Sebenarnya candi ini tidak ada apa-apa, hanya sebuah batu tua yang mengandung sejarah, sebuah bongkahan batu tua yang tidak dapat menceritakan riwayat kehidupannya sendiri.
Kami bertiga hanya duduk menunggu perut lapar sambil berbincang-bincang. Perbincangan kami meliputi banyak hal. Sungguh hal menarik dapat bercengkrama dengan kedua pria aneh itu. hahaha
Kami makan siang di sebuah kedai tongseng kecil di pinggir jalan. Perjalanan dilanjutkan menuju Candi Ratu Boko yang ternyata jaraknya cukup jauh.
Obyek wisata yang satu ini terketak 2 km ke arah selatan candi Prambanan, 18 km arah timur Yogyakarta, dan terletak di atas bukit yang merupakan kelanjutan pegunungan Seribu seluas 250.000 m2 dengan ketinggian 195.97 m di atas permukaan laut.

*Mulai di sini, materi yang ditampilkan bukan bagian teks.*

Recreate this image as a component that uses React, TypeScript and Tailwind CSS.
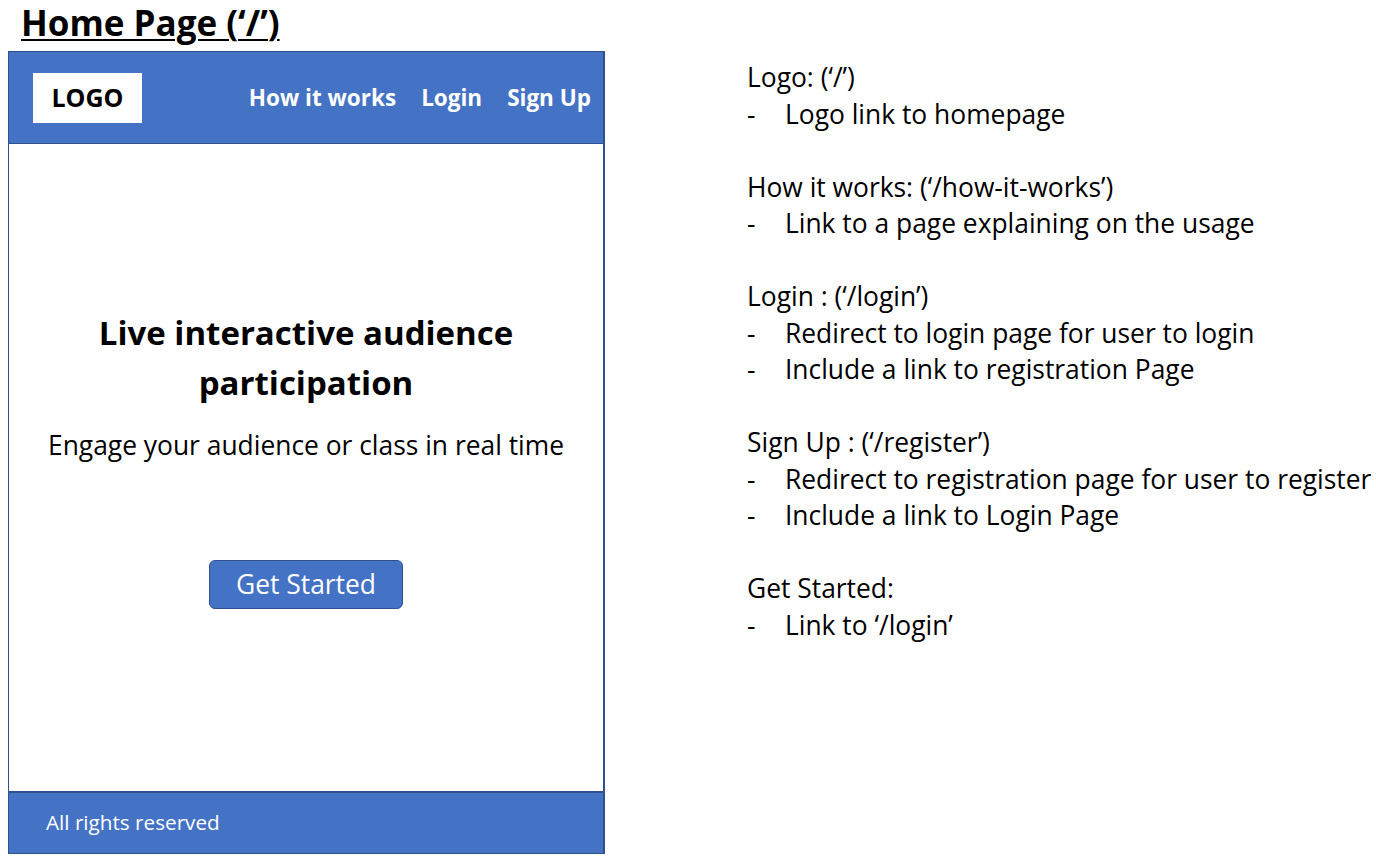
export default function App() {
  const notes = [
    { title: 'Logo: (‘/’)', items: ['Logo link to homepage'] },
    { title: 'How it works: (‘/how-it-works’)', items: ['Link to a page explaining on the usage'] },
    { title: 'Login : (‘/login’)', items: ['Redirect to login page for user to login', 'Include a link to registration Page'] },
    { title: 'Sign Up : (‘/register’)', items: ['Redirect to registration page for user to register', 'Include a link to Login Page'] },
    { title: 'Get Started:', items: ['Link to ‘/login’'] },
  ];

  return (
    <div className="w-[1376px] h-[863px] bg-white flex text-black font-['Open_Sans',sans-serif] overflow-hidden">
      {/* wireframe */}
      <div className="pl-2 w-[747px] shrink-0">
        <h1 className="ml-[13px] h-[51px] text-[35px] font-bold leading-[46px] underline underline-offset-[3px] decoration-[2px]">
          Home Page (‘/’)
        </h1>
        <div className="w-[597px] h-[803px] border border-r-2 border-[#2f528f] flex flex-col">
          <header className="h-[92px] bg-[#4472c4] flex items-center pl-6 pr-3 border-b border-[#2f528f]">
            <div className="w-[109px] h-[50px] bg-white flex items-center justify-center text-[25px] font-bold">
              LOGO
            </div>
            <nav className="ml-auto flex gap-[25px] text-white text-[22.5px] font-bold">
              <span>How it works</span>
              <span>Login</span>
              <span>Sign Up</span>
            </nav>
          </header>
          <main className="flex-1 flex flex-col items-center pt-[164px]">
            <h2 className="text-[33px] font-bold leading-[50px] text-center w-[460px]">
              Live interactive audience participation
            </h2>
            <p className="mt-[20px] text-[26.4px] leading-[34px]">Engage your audience or class in real time</p>
            <button className="mt-[98px] w-[194px] h-[49px] rounded-md bg-[#4472c4] border border-[#2f528f] text-white text-[26.4px]">
              Get Started
            </button>
          </main>
          <footer className="h-[62px] bg-[#4472c4] border-t-2 border-[#2f528f] flex items-center pl-[37px] text-white text-[20.7px]">
            All rights reserved
          </footer>
        </div>
      </div>

      {/* notes */}
      <div className="pt-[59px] text-[26.4px] leading-[36.5px]">
        {notes.map((n) => (
          <div key={n.title} className="mb-[36.5px]">
            <div>{n.title}</div>
            {n.items.map((it) => (
              <div key={it} className="flex">
                <span className="w-[38px] shrink-0">-</span>
                <span className="whitespace-nowrap">{it}</span>
              </div>
            ))}
          </div>
        ))}
      </div>
    </div>
  );
}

Sejarah situs ini adalah sebagai berikut:
Prasasti yang dikeluarkan oleh Rakai Panangkaran tahun 746-784 masehi, kawasan situs Ratu Boko disebut Abhayagiri Wihara. Abhaya artinya tidak ada bahaya, giri artinya bukit/gunung, wihara artinya asrama/tempat. Dengan demikian Abhayagiri Wihara berarti "asrama/tempat para Bhiksu agama Budha yang terletak di atas bukit penuh kedamaian.
Pada masa berikutnya Abhayagiri Wihara berganti nama menjadi Kraton Walaing yang diproklamirkan oleh Raja Vasal bernama Rakai Walaing Pu Kumbayoni. Tahun 1790 Van Boeckholtz menemukan adanya reruntuhan kepurbakalaan di atas bukit Ratu Boko.
Setelah sekitar seratus tahun kemudian, FDK Bosch mengadakan penelitian dan melaporkan hasil penelitiannya yang diberi nama Kraton Van Ratoe Boko. Maka dari itu kepurbakalaan yang ada di bukit Ratu Boko dikenal dengan nama Kraton Ratu Boko.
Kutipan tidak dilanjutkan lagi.